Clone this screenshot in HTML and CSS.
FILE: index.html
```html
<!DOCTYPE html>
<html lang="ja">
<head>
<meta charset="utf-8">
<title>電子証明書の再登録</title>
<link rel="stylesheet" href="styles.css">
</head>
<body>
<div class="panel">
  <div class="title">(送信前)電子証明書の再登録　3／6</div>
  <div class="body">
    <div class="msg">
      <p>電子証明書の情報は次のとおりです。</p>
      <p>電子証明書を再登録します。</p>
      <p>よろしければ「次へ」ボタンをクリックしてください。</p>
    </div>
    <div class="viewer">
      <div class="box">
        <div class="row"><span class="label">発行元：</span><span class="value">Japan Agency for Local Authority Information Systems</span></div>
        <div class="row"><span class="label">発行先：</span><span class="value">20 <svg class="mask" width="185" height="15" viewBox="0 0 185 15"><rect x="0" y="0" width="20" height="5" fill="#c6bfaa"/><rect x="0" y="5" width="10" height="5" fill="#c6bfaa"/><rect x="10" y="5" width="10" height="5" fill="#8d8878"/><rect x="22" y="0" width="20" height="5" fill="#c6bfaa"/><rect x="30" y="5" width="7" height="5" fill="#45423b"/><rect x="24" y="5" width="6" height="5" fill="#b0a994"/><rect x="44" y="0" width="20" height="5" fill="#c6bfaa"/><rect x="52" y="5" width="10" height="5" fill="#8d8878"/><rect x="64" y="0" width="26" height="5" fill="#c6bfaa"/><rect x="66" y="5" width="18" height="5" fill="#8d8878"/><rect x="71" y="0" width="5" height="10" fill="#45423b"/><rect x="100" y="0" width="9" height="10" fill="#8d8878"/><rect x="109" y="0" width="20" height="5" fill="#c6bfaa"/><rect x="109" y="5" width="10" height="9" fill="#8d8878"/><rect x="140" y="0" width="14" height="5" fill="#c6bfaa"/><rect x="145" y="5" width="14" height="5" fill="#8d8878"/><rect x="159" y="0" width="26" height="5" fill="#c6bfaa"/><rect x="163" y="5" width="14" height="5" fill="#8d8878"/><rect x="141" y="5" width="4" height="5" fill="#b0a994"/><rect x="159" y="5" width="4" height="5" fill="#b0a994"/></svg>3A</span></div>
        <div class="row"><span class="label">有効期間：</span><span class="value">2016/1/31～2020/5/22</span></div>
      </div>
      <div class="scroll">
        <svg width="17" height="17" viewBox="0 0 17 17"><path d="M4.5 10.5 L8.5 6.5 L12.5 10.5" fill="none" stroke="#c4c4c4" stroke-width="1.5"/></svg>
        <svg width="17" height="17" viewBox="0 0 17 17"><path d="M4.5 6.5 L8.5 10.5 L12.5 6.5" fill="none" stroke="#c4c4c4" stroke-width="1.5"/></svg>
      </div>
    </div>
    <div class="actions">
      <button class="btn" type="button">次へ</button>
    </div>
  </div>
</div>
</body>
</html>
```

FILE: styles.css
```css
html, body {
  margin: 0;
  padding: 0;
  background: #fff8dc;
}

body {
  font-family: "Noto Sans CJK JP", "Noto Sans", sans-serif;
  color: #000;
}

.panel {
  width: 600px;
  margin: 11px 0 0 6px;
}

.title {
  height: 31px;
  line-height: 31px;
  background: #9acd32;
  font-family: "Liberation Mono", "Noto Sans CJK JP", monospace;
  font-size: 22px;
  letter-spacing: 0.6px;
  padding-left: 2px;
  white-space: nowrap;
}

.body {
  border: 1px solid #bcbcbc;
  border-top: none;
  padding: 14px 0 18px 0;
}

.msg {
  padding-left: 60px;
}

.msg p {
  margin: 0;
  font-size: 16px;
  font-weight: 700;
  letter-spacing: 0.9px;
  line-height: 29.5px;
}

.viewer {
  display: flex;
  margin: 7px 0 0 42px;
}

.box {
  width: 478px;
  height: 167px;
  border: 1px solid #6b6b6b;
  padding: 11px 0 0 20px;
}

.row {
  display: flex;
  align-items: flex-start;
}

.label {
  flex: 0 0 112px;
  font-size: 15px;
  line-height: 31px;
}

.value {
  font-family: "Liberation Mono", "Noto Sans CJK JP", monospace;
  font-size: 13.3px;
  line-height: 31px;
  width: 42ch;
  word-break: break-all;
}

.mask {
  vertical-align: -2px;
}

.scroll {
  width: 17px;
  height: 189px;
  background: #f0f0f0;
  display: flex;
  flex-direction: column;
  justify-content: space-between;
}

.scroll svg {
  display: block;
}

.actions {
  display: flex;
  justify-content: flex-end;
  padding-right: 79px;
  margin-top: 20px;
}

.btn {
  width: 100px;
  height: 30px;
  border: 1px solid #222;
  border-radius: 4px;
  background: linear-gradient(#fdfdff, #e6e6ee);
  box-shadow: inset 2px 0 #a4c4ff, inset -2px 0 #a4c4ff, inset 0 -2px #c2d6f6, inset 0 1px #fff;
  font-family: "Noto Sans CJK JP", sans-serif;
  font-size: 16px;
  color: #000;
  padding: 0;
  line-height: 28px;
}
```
━━━━━━━━━━━━━━━━
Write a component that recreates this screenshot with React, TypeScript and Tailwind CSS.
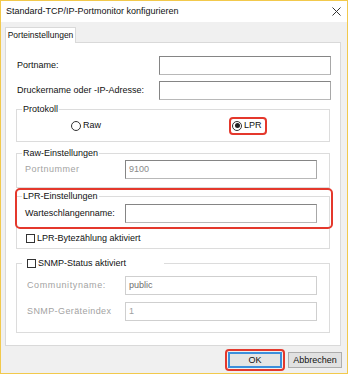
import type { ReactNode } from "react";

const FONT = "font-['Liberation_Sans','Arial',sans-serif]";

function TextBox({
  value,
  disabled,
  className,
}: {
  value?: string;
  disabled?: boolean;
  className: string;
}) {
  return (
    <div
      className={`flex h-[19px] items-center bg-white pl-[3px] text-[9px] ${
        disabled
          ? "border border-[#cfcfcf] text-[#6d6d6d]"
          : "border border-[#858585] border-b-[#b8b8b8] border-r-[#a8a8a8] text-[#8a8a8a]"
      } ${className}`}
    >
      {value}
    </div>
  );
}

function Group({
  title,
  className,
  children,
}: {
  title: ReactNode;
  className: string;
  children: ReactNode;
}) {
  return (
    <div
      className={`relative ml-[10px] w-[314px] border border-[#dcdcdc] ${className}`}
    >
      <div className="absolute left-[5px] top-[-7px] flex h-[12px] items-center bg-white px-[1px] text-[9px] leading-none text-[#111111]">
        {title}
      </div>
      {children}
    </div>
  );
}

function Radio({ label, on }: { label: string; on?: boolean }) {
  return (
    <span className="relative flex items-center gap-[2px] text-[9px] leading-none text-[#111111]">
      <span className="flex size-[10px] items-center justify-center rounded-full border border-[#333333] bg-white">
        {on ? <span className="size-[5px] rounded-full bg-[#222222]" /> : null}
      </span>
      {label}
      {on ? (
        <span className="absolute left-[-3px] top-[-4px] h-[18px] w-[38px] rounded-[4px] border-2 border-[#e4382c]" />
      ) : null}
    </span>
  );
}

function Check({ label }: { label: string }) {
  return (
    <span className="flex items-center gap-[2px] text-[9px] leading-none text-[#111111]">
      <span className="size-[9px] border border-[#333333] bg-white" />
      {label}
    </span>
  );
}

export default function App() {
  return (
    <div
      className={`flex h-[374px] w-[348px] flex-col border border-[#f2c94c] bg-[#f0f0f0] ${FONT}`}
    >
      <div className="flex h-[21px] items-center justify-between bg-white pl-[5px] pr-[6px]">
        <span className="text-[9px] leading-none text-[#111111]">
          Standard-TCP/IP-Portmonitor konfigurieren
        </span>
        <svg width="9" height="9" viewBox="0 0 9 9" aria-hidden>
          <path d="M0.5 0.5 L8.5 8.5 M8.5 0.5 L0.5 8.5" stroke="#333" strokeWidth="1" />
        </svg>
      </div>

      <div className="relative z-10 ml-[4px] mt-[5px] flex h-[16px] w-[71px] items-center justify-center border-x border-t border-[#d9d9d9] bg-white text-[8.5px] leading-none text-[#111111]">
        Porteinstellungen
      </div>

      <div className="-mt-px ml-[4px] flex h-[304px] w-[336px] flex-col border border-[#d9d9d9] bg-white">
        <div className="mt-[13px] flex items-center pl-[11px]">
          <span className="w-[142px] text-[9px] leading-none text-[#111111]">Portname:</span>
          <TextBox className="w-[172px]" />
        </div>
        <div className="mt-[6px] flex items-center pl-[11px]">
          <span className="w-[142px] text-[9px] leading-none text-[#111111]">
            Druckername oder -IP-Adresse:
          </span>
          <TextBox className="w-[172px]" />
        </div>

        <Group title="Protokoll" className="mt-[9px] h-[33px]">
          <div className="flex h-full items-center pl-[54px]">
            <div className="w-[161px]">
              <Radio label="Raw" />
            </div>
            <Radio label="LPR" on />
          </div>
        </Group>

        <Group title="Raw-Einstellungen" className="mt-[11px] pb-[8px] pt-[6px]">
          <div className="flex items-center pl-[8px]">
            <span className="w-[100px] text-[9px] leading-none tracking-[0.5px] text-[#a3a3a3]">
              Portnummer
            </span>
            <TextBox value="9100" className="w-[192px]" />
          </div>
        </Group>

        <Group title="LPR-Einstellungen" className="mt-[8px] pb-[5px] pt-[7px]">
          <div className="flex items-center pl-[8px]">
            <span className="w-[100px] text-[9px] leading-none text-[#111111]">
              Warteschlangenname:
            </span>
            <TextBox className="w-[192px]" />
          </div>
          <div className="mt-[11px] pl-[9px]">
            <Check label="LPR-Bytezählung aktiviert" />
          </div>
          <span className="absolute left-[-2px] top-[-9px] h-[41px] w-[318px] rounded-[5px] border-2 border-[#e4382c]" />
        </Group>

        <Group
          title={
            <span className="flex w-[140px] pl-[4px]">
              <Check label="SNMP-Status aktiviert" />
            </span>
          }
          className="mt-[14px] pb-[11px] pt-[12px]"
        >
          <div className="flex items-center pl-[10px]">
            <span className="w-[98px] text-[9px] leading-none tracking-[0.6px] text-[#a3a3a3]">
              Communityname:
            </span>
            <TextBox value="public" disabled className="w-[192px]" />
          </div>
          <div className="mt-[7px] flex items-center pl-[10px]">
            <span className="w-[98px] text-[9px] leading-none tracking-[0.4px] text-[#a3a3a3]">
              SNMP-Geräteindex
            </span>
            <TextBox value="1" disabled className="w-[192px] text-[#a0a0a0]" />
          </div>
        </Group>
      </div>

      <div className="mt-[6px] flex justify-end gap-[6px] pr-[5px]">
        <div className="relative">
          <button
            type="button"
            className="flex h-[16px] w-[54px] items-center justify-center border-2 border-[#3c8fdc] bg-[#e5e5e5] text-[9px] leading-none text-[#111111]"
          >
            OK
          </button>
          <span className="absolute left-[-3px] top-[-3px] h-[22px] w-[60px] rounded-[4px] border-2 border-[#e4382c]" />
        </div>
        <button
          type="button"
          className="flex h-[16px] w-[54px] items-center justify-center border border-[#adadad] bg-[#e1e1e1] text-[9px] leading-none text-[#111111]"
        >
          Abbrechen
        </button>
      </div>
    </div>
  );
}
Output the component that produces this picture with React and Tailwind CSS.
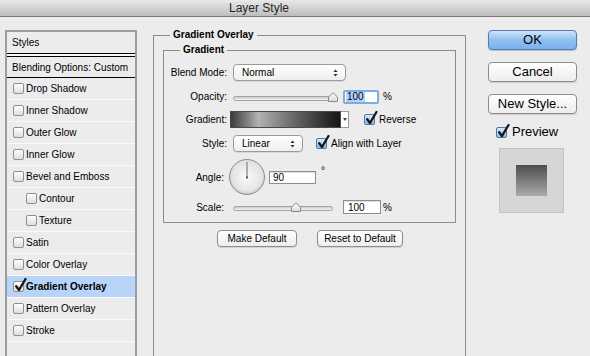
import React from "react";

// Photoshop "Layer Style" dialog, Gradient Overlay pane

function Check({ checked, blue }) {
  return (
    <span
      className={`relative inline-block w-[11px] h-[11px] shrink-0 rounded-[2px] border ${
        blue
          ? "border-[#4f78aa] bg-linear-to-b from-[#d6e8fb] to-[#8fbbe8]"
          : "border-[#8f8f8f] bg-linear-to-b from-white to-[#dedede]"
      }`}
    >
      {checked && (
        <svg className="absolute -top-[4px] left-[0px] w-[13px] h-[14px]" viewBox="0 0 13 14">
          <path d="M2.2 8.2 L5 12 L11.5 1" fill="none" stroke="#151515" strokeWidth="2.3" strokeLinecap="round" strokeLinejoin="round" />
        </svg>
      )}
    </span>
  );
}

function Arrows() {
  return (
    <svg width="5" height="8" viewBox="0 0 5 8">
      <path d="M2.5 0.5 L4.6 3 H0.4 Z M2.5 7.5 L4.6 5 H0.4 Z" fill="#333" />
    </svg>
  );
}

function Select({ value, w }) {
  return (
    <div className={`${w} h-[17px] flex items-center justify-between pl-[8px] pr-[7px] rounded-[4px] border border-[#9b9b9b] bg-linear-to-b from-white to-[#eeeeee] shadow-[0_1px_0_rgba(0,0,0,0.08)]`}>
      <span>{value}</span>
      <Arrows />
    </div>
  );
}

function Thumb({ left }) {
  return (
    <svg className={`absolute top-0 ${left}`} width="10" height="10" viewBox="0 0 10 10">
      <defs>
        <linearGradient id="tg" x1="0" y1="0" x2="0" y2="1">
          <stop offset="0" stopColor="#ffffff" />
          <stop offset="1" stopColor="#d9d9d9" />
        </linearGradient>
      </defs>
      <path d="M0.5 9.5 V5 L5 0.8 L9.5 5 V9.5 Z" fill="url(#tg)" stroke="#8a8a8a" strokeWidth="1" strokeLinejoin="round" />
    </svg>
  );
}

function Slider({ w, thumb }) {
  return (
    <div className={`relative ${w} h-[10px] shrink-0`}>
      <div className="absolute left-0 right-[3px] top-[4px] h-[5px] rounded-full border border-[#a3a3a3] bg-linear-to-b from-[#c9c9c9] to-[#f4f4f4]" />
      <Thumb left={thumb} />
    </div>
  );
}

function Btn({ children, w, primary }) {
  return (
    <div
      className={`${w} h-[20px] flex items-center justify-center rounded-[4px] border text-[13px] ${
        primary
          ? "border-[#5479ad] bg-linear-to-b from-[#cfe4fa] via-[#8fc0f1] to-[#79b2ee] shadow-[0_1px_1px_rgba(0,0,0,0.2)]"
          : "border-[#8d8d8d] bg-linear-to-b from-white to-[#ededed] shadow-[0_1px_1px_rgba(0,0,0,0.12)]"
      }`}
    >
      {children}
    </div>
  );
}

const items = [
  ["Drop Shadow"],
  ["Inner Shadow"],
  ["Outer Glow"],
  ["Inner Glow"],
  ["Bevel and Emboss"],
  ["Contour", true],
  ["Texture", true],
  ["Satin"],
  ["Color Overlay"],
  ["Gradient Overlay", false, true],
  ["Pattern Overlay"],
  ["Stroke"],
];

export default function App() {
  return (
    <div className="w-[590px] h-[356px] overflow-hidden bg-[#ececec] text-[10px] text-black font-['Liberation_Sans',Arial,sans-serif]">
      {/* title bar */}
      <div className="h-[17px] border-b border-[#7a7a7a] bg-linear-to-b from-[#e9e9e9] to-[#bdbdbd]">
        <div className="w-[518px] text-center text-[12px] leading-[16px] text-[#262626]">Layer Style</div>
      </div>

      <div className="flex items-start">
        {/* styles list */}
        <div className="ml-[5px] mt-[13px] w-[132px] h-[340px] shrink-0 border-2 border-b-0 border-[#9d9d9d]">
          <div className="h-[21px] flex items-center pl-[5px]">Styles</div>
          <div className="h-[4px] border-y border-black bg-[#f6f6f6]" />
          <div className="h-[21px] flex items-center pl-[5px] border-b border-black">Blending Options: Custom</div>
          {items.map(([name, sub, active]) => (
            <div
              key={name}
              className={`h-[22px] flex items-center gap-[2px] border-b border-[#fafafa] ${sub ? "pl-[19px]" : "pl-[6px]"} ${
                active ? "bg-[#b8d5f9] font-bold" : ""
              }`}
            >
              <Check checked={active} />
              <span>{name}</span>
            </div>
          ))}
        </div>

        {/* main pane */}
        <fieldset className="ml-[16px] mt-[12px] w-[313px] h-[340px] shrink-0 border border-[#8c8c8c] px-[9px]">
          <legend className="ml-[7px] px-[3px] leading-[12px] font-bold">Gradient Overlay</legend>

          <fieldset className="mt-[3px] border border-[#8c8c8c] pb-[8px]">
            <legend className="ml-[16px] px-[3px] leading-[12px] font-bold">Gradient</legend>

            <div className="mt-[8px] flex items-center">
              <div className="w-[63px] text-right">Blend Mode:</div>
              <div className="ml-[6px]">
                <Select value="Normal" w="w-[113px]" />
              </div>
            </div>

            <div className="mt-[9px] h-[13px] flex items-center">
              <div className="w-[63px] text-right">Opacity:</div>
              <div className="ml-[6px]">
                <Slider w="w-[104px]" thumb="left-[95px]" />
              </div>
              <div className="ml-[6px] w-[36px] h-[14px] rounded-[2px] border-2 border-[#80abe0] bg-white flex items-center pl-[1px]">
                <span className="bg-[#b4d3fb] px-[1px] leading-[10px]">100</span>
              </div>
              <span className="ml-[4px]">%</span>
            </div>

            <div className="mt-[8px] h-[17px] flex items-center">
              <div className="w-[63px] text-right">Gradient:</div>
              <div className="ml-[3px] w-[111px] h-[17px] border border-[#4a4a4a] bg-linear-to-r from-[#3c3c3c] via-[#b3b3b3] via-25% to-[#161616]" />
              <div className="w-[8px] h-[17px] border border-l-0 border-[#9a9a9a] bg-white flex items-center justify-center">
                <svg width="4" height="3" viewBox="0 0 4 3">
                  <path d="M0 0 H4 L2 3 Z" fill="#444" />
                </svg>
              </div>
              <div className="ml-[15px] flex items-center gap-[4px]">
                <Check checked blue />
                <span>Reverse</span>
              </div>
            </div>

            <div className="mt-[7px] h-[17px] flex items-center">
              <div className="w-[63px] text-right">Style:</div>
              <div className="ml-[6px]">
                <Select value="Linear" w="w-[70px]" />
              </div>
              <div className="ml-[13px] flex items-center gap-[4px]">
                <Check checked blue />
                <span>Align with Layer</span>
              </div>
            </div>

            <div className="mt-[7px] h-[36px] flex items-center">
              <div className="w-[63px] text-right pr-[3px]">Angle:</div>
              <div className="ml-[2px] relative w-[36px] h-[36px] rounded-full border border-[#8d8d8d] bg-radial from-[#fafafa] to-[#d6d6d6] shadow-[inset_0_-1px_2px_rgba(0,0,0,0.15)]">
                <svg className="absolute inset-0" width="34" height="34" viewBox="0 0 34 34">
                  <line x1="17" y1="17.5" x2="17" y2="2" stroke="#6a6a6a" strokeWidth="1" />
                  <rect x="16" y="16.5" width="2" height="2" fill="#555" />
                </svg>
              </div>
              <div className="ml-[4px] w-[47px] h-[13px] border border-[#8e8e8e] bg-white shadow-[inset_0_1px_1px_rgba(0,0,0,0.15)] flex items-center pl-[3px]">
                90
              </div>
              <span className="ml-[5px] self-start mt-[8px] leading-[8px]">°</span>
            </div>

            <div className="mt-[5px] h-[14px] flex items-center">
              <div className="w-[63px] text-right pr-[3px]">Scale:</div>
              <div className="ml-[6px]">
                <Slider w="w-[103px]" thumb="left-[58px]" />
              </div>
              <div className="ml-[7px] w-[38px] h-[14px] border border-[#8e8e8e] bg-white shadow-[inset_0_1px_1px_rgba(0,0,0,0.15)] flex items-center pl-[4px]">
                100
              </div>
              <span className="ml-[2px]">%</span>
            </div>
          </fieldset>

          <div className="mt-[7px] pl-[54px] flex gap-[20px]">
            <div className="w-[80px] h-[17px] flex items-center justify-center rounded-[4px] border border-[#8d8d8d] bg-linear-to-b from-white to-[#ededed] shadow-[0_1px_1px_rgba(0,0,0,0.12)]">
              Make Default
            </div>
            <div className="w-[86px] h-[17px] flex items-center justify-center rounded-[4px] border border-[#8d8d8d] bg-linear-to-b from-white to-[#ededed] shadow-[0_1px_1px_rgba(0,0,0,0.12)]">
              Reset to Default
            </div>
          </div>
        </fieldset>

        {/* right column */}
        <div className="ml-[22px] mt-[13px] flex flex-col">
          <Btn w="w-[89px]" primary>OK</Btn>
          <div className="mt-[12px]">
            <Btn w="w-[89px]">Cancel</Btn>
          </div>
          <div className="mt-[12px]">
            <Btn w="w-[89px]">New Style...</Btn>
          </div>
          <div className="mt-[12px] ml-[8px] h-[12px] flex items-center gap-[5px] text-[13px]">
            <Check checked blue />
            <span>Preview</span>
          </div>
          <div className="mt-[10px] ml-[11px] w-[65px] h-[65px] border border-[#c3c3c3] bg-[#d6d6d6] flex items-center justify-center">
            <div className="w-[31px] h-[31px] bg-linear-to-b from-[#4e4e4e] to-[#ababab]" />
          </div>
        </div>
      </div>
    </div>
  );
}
━━━━━━━━━━━━━━━━
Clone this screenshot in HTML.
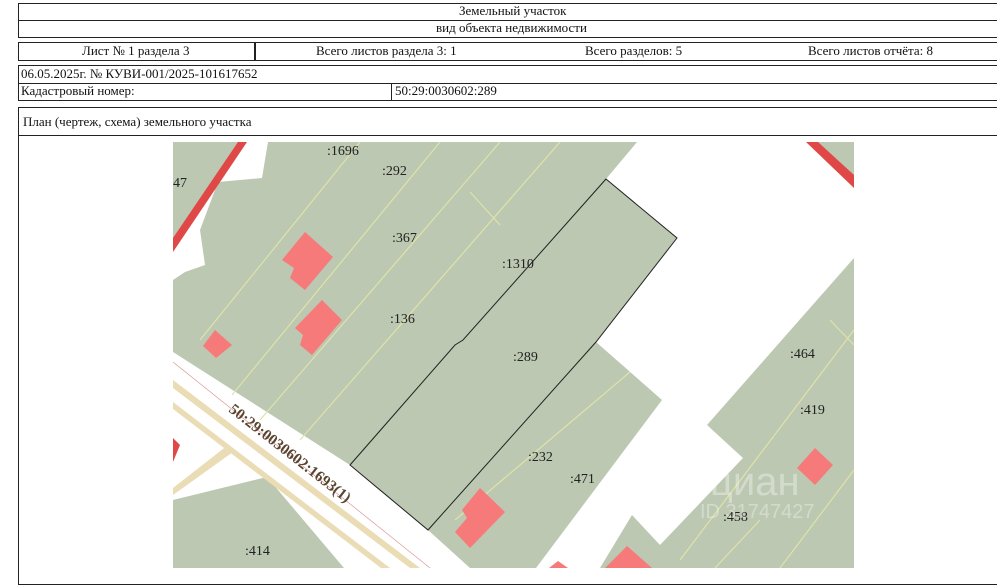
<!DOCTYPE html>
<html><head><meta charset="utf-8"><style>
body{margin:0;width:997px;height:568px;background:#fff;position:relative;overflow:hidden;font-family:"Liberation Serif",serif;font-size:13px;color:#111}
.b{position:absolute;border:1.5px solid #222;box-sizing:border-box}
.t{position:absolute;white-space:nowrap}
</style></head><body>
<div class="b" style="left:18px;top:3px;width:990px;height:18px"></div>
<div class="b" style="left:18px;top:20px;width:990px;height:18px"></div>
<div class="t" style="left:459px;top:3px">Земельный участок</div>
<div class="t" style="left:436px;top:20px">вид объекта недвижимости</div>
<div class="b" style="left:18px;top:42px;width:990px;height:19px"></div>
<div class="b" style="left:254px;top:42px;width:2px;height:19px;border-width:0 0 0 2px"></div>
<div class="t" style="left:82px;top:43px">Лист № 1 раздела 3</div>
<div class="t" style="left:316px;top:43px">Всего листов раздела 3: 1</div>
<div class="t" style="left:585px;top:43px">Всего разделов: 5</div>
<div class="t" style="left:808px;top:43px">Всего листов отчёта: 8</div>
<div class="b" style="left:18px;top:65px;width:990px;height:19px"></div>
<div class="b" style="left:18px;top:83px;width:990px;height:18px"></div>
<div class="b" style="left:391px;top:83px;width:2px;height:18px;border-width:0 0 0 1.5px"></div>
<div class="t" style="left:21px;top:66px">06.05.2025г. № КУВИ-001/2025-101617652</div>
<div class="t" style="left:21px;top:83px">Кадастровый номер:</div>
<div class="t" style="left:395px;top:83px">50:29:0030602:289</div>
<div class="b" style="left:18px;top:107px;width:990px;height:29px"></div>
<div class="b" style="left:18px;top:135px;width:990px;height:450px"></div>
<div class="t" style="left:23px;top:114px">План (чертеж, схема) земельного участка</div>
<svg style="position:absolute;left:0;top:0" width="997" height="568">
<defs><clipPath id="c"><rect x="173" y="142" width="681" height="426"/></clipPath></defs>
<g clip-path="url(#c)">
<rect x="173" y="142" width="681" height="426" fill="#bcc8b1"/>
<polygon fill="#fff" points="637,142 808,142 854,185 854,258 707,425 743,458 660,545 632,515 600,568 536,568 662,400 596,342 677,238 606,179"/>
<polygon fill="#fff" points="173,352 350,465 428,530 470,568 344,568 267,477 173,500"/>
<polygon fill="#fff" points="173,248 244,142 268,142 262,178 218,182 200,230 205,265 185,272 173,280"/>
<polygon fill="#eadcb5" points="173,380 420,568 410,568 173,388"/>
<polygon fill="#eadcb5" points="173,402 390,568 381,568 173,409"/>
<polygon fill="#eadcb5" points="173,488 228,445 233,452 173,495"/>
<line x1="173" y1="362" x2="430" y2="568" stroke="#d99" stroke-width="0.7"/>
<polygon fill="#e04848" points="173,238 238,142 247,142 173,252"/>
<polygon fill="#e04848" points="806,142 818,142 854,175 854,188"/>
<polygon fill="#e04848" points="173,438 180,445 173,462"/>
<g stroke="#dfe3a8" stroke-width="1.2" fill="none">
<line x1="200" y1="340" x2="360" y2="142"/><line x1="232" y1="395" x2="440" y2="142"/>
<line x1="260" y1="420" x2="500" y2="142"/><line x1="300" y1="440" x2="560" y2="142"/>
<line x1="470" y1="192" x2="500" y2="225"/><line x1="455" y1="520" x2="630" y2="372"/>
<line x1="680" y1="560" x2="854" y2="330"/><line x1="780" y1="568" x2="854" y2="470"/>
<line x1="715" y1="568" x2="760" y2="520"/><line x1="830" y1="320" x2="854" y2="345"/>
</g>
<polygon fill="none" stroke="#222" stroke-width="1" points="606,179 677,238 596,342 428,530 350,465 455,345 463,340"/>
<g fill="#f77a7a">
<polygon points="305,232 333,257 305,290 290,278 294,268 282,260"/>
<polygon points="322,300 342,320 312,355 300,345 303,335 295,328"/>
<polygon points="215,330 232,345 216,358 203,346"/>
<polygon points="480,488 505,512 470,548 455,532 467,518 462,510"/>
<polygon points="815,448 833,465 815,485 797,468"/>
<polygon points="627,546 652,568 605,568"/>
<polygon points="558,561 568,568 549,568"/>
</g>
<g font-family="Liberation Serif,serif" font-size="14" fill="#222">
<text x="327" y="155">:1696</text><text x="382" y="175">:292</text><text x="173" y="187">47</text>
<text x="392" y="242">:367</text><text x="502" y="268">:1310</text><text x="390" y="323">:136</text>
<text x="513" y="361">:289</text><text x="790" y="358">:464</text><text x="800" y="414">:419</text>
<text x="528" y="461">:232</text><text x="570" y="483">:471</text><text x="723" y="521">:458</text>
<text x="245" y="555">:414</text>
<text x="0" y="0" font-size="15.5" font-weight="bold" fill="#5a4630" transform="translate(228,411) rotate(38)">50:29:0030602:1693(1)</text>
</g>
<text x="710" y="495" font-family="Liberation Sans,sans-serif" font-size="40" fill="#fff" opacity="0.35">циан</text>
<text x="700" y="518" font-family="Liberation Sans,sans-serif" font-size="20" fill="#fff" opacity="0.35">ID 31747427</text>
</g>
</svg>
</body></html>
━━━━━━━━━━━━━━━━
> **PROBLEM TO WORK ON**: Go back to the lines above and output, exactly as they stand, the ones from the line containing "Output the component" to the line containing "Gradient Overlay pane". Leave all pictures behind.

> **THE ANSWER**:
Output the component that produces this picture with React and Tailwind CSS.
import React from "react";

// Photoshop "Layer Style" dialog, Gradient Overlay pane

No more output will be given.